In accordance with the HIPAA requirements for reporting large breaches, Century Oncology recently posted a media statement on the organization’s website to address the breach. The Florida-based oncology chain “operates 181 cancer treatment centers, including 145 in 17 U.S. states and 36 in seven countries in Latin America,” according to Healthcare Info Security article.
The Florida cancer center chain admitted that the FBI notified them of the breach on November 13, 2015, and that they were advised not to post a media report on the incident until later so as not to impede the investigation. In their media statement, 21st Century Oncology stated that a forensics firm was also consulted to aid in the investigation and to help the organization protect their networks for the future. The firm discovered that the intruder may have accessed the 21st Century Oncology database on October 3, 2015. This database contained Protected Health Information, including social security numbers, diagnosis and treatment information, and insurance information.
Although 21st Century Oncology does not believe the information was misused, the organization is implementing a free one-year, credit-protection service for affected patients. The cancer center chain also suggests patients regularly review their insurance explanation of benefits to ensure there is no fraudulent activity. If anything unusual is found in those statements, patients were instructed to call their insurance provider immediately.
This is another example of how breaches are here to stay. Health care organizations will have to work diligently to stay ahead of would-be hackers. These organizations will need to conduct risk assessments and implement newer and better network protections and log monitoring. The log monitoring is important because, currently, many organizations are notified of a suspected breach externally. With log monitoring, an organization has the capability of seeing who accesses certain files, including PHI. This monitoring can produce flags for possible inappropriate access, such as the case of a malicious actor hacking into the organization’s network for information.
One of the biggest implications of a breach for health care organizations is the loss of trust and therefore revenue. Organizations claim that protecting patient information is one of the foremost tasks, yet when a breach happens, the organization loses some of that trust. Then, if patients learn that the organization didn’t know about the breach at the time it occurred, patient trust is even more difficult to maintain.
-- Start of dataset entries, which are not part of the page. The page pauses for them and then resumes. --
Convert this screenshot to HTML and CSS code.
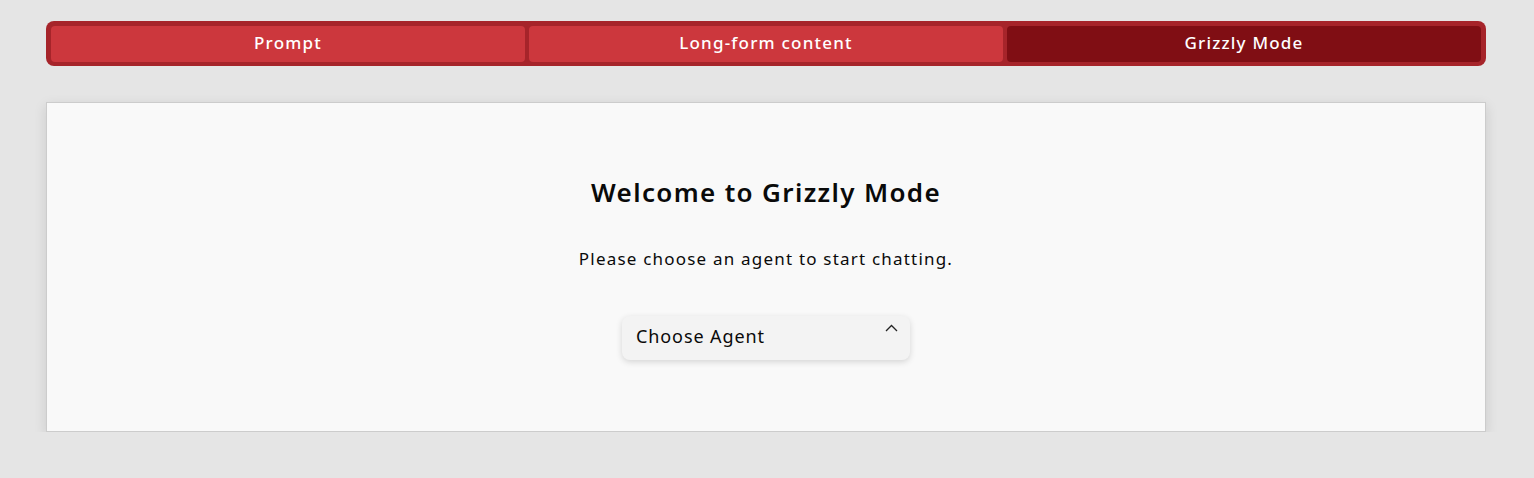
FILE: index.html
```html
<!DOCTYPE html>
<html lang="en">
<head>
<meta charset="utf-8">
<title>Grizzly Mode</title>
<link rel="stylesheet" href="styles.css">
</head>
<body>
<div class="page">
  <nav class="tabs">
    <button class="tab">Prompt</button>
    <button class="tab">Long-form content</button>
    <button class="tab active">Grizzly Mode</button>
  </nav>
  <section class="card">
    <h2 class="title">Welcome to Grizzly Mode</h2>
    <p class="subtitle">Please choose an agent to start chatting.</p>
    <div class="select">
      <span class="select-label">Choose Agent</span>
      <svg class="chevron" width="13" height="8" viewBox="0 0 13 8" fill="none" stroke="#222" stroke-width="1.3"><path d="M1 7 L6.5 1.5 L12 7"/></svg>
    </div>
  </section>
</div>
</body>
</html>
```
FILE: styles.css
```css
html, body {
  margin: 0;
  padding: 0;
  background: #e5e5e5;
  font-family: "Noto Sans", "Open Sans", sans-serif;
}
.page {
  padding: 21px 48px 0 46px;
}
.tabs {
  display: flex;
  gap: 4px;
  padding: 5px 5px 4px 5px;
  background: #a6242a;
  border-radius: 8px;
}
.tab {
  flex: 1;
  height: 36px;
  padding: 0 0 3px;
  border: none;
  border-radius: 4px;
  background: #cc373d;
  color: #ffffff;
  font-family: inherit;
  font-size: 17px;
  font-weight: 500;
  letter-spacing: 1.2px;
  cursor: pointer;
}
.tab.active {
  background: #800e14;
}
.card {
  margin-top: 36px;
  background: #f9f9f9;
  border: 1px solid #cccccc;
  box-shadow: 0 4px 12px rgba(0,0,0,0.12);
  display: flex;
  flex-direction: column;
  align-items: center;
  padding: 73px 0 71px;
}
.title {
  margin: 0;
  font-size: 26px;
  line-height: 32px;
  font-weight: 600;
  letter-spacing: 1.35px;
  color: #0a0a0a;
}
.subtitle {
  margin: 39px 0 0;
  font-size: 17px;
  line-height: 24px;
  letter-spacing: 1.2px;
  color: #0a0a0a;
}
.select {
  position: relative;
  margin-top: 45px;
  width: 288px;
  height: 44px;
  box-sizing: border-box;
  padding: 0 14px 4px;
  display: flex;
  align-items: center;
  background: #f3f3f3;
  border-radius: 8px;
  box-shadow: 0 2px 6px rgba(0,0,0,0.15);
}
.select-label {
  font-size: 18px;
  letter-spacing: 0.9px;
  color: #0a0a0a;
}
.chevron {
  position: absolute;
  top: 8px;
  right: 12px;
}
```
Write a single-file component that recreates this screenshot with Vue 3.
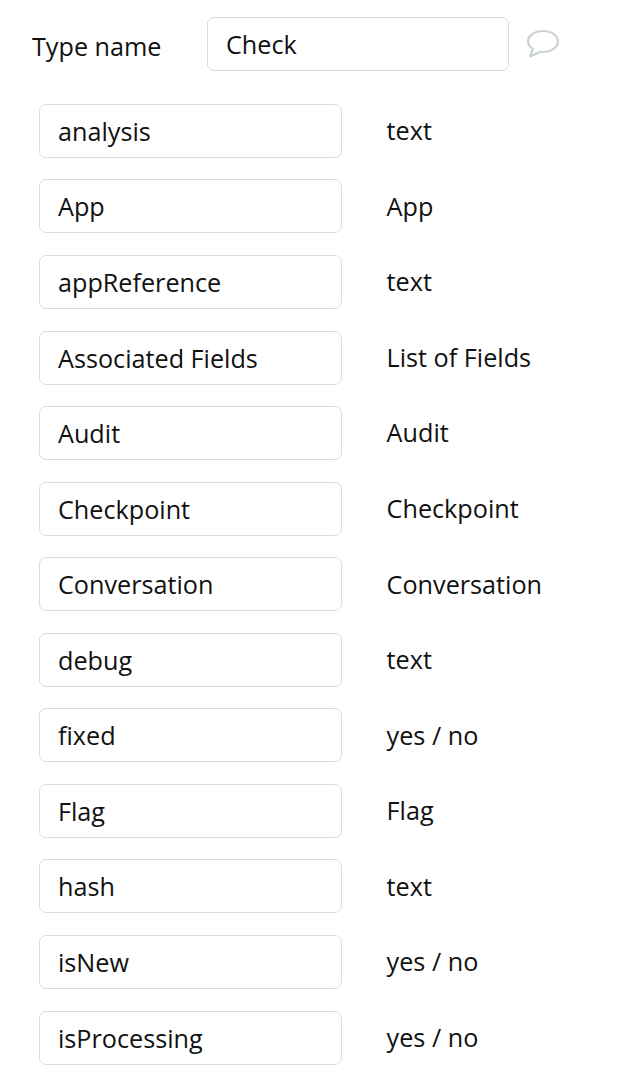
<script setup>
const fields = [
  { name: 'analysis', type: 'text' },
  { name: 'App', type: 'App' },
  { name: 'appReference', type: 'text' },
  { name: 'Associated Fields', type: 'List of Fields' },
  { name: 'Audit', type: 'Audit' },
  { name: 'Checkpoint', type: 'Checkpoint' },
  { name: 'Conversation', type: 'Conversation' },
  { name: 'debug', type: 'text' },
  { name: 'fixed', type: 'yes / no' },
  { name: 'Flag', type: 'Flag' },
  { name: 'hash', type: 'text' },
  { name: 'isNew', type: 'yes / no' },
  { name: 'isProcessing', type: 'yes / no' }
]
</script>

<template>
  <div class="editor">
    <div class="type-header">
      <span class="type-label">Type name</span>
      <div class="box type-box">Check</div>
      <svg class="comment-icon" viewBox="0 0 34 30" width="34" height="30">
        <path d="M17 2C8.700 2 2 6.700 2 12.500c0 3 2 5.600 5 7.400L4 27.500 14.500 22.800c.8.100 1.700.200 2.500.200 8.300 0 15-4.700 15-10.500S25.300 2 17 2z" fill="none" stroke="#c8d3d5" stroke-width="2.200" stroke-linejoin="round" />
      </svg>
    </div>
    <div class="field-list">
      <div v-for="field in fields" :key="field.name" class="field-row">
        <div class="box field-box">{{ field.name }}</div>
        <span class="field-type">{{ field.type }}</span>
      </div>
    </div>
  </div>
</template>

<style scoped>
.editor {
  width: 626px;
  height: 1078px;
  overflow: hidden;
  background: #fff;
  color: #111;
  font-family: "Open Sans", sans-serif;
  font-size: 25.2px;
}

.type-header {
  display: flex;
  align-items: flex-start;
  height: 60px;
  padding: 17px 0 0 32px;
}

.type-label {
  width: 175px;
  line-height: 58px;
}

.box {
  box-sizing: border-box;
  height: 54px;
  padding-left: 18px;
  line-height: 52px;
  background: #fff;
  border: 1px solid #dcdcdc;
  border-radius: 7px;
}

.type-box {
  width: 302px;
}

.comment-icon {
  margin: 12px 0 0 17px;
}

.field-list {
  display: flex;
  flex-direction: column;
  gap: 21.5625px;
  padding: 26.84px 0 0 39px;
}

.field-row {
  display: flex;
  align-items: center;
}

.field-box {
  width: 303px;
}

.field-type {
  margin: 0 0 1.2px 44.6px;
}
</style>
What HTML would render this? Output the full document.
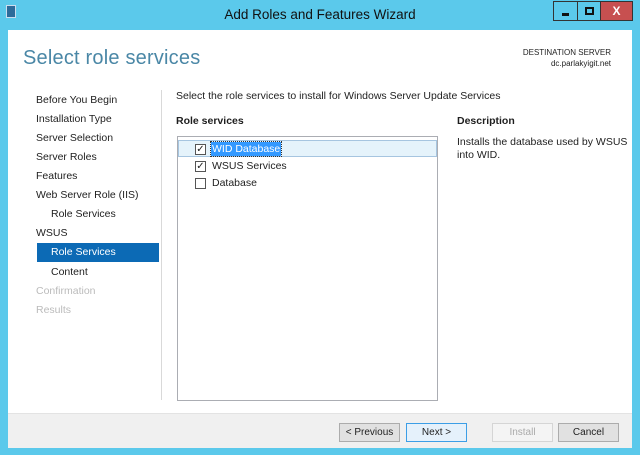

Suddenly, the organization is not only dealing with potential fines, but lost revenue from patients seeking care elsewhere.
Many health care organizations think they are immune to breaches, and then they end up in a serious breach situation like 21st Century Oncology is in now. Health care organizations need to take this seriously. Don’t risk losing the trust and loyalty of your patients; start addressing the HIPAA requirements and security standards today.